Required work: Exactly and only the lines from the first entry through the line with "rows.map(([time, dot, text])" should be copied, both ends included, with no pictures.

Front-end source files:
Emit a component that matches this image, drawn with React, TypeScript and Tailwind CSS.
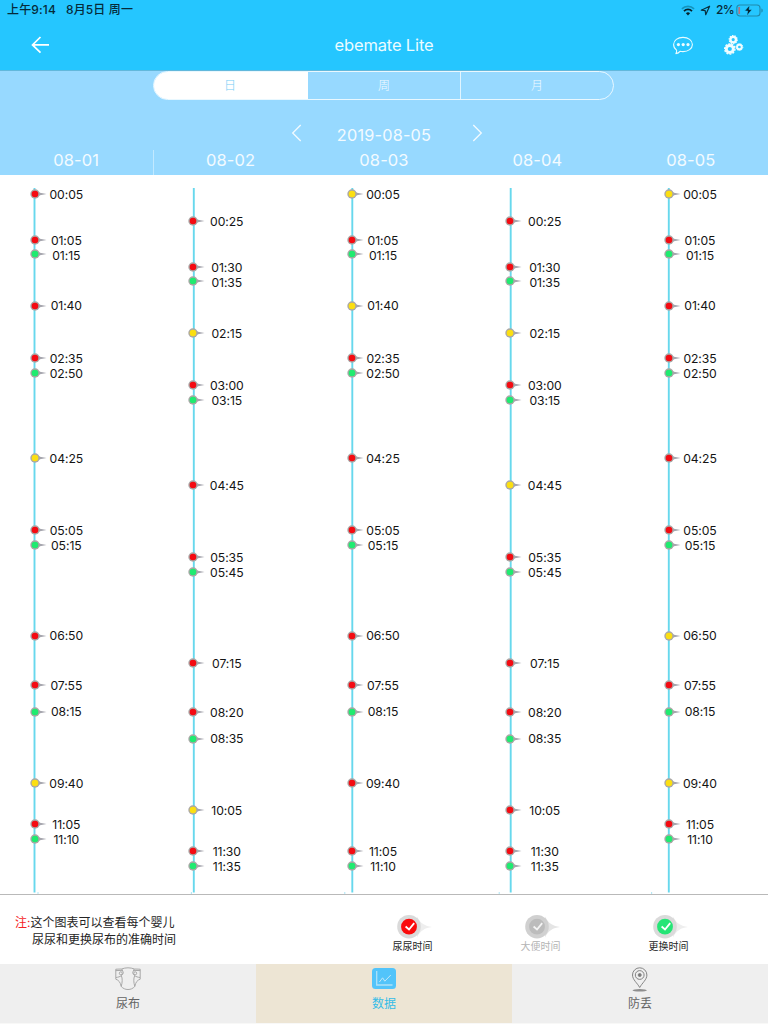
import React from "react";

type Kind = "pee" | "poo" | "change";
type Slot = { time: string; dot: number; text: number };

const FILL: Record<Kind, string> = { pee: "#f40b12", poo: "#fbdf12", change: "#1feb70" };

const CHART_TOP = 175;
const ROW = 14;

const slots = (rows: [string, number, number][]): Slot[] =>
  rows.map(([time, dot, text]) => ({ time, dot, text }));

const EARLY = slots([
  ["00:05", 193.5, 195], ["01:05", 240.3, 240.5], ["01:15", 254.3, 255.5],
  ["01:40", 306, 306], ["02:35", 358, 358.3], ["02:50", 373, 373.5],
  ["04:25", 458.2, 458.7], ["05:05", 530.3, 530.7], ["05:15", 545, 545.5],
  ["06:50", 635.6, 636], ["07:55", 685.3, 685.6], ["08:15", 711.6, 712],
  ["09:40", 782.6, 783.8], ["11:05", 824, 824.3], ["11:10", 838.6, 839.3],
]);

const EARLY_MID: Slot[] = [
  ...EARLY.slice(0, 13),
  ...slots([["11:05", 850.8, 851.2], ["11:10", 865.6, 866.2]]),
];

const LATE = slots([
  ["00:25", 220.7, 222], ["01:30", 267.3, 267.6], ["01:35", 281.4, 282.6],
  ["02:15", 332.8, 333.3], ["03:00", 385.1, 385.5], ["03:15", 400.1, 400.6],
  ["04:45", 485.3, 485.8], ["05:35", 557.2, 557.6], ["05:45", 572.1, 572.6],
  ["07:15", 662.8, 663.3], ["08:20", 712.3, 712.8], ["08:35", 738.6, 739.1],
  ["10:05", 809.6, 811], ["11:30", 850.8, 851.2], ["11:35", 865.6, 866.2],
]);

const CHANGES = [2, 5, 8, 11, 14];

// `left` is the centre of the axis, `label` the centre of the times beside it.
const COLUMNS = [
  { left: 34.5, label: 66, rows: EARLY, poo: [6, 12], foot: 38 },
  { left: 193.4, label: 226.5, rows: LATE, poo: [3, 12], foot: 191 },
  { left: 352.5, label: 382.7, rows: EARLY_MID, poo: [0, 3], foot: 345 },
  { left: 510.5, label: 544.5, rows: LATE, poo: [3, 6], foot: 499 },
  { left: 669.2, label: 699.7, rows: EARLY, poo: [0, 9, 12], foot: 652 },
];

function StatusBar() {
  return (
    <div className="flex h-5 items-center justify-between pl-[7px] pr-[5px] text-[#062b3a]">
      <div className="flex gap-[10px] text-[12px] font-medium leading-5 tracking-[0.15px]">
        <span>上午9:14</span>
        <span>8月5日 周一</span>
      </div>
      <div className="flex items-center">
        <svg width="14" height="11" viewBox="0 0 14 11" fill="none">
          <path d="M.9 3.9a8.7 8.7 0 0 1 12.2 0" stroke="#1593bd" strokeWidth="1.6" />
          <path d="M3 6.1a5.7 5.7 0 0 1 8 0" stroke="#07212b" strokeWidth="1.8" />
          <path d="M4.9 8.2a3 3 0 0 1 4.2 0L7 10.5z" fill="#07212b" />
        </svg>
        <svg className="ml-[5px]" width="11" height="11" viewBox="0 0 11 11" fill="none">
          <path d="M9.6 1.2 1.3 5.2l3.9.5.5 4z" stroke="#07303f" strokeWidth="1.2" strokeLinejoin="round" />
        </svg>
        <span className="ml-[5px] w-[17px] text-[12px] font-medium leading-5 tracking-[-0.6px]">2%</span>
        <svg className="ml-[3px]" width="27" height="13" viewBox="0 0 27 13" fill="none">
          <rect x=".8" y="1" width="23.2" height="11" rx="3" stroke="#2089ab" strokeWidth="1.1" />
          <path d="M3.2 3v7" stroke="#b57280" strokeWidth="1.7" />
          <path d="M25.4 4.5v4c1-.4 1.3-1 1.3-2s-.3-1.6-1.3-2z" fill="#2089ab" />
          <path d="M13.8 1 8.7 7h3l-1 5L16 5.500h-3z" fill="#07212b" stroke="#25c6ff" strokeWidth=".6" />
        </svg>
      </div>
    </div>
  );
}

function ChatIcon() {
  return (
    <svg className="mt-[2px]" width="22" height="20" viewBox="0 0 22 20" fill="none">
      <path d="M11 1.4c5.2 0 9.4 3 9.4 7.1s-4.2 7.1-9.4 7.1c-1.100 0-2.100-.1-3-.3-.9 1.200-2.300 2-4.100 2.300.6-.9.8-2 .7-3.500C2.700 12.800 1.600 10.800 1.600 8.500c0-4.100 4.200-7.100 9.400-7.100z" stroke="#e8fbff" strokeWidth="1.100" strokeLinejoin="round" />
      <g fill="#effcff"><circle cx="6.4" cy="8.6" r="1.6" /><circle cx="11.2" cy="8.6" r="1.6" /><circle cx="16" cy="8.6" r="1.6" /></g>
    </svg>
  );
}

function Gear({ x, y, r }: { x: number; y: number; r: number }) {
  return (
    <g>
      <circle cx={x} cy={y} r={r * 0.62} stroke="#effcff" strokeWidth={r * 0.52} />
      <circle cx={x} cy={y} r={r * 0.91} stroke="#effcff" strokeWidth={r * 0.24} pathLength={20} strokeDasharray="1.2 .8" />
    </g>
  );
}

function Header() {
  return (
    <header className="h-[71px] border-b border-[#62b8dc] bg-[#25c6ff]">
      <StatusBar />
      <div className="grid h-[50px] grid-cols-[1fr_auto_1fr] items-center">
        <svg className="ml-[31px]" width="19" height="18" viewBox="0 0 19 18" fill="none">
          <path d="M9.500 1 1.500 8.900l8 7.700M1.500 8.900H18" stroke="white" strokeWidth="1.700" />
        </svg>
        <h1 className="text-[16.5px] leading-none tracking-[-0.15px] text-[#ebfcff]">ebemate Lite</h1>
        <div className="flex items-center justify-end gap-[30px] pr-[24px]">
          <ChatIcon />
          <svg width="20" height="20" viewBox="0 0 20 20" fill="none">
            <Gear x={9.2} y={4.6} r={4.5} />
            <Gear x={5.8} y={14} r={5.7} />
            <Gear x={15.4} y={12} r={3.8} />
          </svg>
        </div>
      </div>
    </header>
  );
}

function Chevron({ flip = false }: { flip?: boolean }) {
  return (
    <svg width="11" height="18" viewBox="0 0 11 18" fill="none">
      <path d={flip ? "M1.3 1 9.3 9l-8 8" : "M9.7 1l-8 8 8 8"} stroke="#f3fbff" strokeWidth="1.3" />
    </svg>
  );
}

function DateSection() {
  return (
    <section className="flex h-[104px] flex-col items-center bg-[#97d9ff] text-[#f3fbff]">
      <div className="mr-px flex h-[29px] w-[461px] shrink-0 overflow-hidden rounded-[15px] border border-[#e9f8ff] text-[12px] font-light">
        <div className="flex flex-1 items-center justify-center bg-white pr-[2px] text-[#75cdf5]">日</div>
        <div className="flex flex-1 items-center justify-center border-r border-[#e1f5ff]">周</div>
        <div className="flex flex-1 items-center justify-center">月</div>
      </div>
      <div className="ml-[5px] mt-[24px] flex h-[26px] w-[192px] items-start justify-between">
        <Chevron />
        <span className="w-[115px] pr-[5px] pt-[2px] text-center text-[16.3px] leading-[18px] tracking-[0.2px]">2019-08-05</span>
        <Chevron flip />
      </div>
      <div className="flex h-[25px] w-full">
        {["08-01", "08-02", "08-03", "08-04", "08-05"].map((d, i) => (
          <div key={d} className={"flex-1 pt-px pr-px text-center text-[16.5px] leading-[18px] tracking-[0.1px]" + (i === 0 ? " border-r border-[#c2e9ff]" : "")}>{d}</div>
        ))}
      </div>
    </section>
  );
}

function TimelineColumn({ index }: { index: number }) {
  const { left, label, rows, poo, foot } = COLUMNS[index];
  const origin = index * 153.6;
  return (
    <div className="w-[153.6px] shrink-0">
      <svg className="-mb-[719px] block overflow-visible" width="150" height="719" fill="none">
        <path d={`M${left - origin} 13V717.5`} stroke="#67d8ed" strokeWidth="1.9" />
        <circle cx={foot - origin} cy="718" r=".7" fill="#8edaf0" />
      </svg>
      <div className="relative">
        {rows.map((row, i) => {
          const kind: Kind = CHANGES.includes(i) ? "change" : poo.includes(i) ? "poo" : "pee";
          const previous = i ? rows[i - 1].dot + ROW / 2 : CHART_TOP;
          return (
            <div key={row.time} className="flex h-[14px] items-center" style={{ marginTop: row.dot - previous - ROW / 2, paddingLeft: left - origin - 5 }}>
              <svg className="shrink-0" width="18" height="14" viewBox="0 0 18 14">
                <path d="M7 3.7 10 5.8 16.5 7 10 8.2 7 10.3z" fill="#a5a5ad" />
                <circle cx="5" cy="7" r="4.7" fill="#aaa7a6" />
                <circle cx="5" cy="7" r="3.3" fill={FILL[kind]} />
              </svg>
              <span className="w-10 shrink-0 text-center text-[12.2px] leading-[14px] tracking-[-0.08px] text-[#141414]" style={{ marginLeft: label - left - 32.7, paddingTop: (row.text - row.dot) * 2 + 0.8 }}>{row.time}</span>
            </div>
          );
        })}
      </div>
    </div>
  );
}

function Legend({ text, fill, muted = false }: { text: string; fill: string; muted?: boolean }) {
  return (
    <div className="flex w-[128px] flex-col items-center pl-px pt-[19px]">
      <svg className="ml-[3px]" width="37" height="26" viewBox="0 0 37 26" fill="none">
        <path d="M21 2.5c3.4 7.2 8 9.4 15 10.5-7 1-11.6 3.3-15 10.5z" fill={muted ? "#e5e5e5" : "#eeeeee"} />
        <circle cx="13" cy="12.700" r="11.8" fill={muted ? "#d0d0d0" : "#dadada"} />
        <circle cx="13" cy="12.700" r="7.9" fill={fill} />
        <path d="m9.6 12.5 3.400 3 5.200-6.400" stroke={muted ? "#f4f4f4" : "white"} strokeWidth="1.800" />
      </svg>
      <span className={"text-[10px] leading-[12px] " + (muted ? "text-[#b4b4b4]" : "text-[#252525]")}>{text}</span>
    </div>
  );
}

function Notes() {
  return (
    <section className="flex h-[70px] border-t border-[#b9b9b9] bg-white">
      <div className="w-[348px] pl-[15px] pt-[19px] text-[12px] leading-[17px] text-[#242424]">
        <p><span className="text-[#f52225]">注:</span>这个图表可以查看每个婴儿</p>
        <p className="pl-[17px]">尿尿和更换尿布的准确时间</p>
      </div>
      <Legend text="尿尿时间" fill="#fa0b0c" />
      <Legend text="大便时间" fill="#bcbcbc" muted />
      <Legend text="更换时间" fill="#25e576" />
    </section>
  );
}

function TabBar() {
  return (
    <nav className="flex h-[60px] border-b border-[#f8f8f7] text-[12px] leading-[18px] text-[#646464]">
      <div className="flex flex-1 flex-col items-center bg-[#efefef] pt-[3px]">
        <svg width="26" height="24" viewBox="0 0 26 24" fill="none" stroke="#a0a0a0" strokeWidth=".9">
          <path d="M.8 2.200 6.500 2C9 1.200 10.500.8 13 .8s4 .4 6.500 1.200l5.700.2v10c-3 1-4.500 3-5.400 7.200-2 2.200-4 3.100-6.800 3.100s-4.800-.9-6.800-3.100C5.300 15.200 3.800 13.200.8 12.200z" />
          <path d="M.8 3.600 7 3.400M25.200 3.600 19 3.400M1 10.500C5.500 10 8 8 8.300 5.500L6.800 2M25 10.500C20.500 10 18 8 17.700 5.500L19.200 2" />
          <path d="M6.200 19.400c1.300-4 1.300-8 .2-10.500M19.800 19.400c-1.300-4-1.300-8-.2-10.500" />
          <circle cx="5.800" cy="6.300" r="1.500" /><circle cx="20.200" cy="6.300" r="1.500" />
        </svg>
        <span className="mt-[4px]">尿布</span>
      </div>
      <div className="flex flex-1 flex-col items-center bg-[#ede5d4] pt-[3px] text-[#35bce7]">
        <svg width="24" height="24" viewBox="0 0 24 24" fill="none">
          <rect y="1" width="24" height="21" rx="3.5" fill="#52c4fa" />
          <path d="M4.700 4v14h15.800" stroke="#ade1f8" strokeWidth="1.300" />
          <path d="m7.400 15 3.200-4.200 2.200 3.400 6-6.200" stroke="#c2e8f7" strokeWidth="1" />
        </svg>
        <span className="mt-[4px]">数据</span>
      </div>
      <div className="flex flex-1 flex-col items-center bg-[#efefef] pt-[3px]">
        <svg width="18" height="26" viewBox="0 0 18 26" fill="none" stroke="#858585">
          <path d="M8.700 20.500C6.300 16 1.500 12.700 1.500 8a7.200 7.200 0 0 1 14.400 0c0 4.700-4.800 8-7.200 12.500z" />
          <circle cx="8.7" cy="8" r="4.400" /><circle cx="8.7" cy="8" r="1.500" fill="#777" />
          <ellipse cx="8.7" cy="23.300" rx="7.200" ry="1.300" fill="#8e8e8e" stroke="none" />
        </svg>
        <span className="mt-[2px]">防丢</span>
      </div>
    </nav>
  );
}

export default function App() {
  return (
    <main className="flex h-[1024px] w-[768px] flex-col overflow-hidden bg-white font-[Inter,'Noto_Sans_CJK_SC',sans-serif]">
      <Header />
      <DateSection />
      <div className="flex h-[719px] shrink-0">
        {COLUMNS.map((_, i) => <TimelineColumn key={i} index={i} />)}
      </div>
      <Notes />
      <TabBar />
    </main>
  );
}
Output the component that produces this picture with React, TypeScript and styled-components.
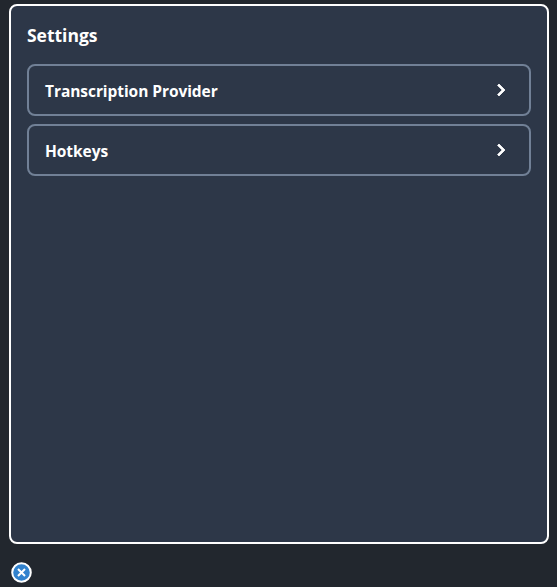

Full output:
Emit a component that matches this image, drawn with React, TypeScript and Tailwind CSS.
import React from "react";

type Kind = "pee" | "poo" | "change";
type Slot = { time: string; dot: number; text: number };

const FILL: Record<Kind, string> = { pee: "#f40b12", poo: "#fbdf12", change: "#1feb70" };

const CHART_TOP = 175;
const ROW = 14;

const slots = (rows: [string, number, number][]): Slot[] =>
  rows.map(([time, dot, text]) => ({ time, dot, text }));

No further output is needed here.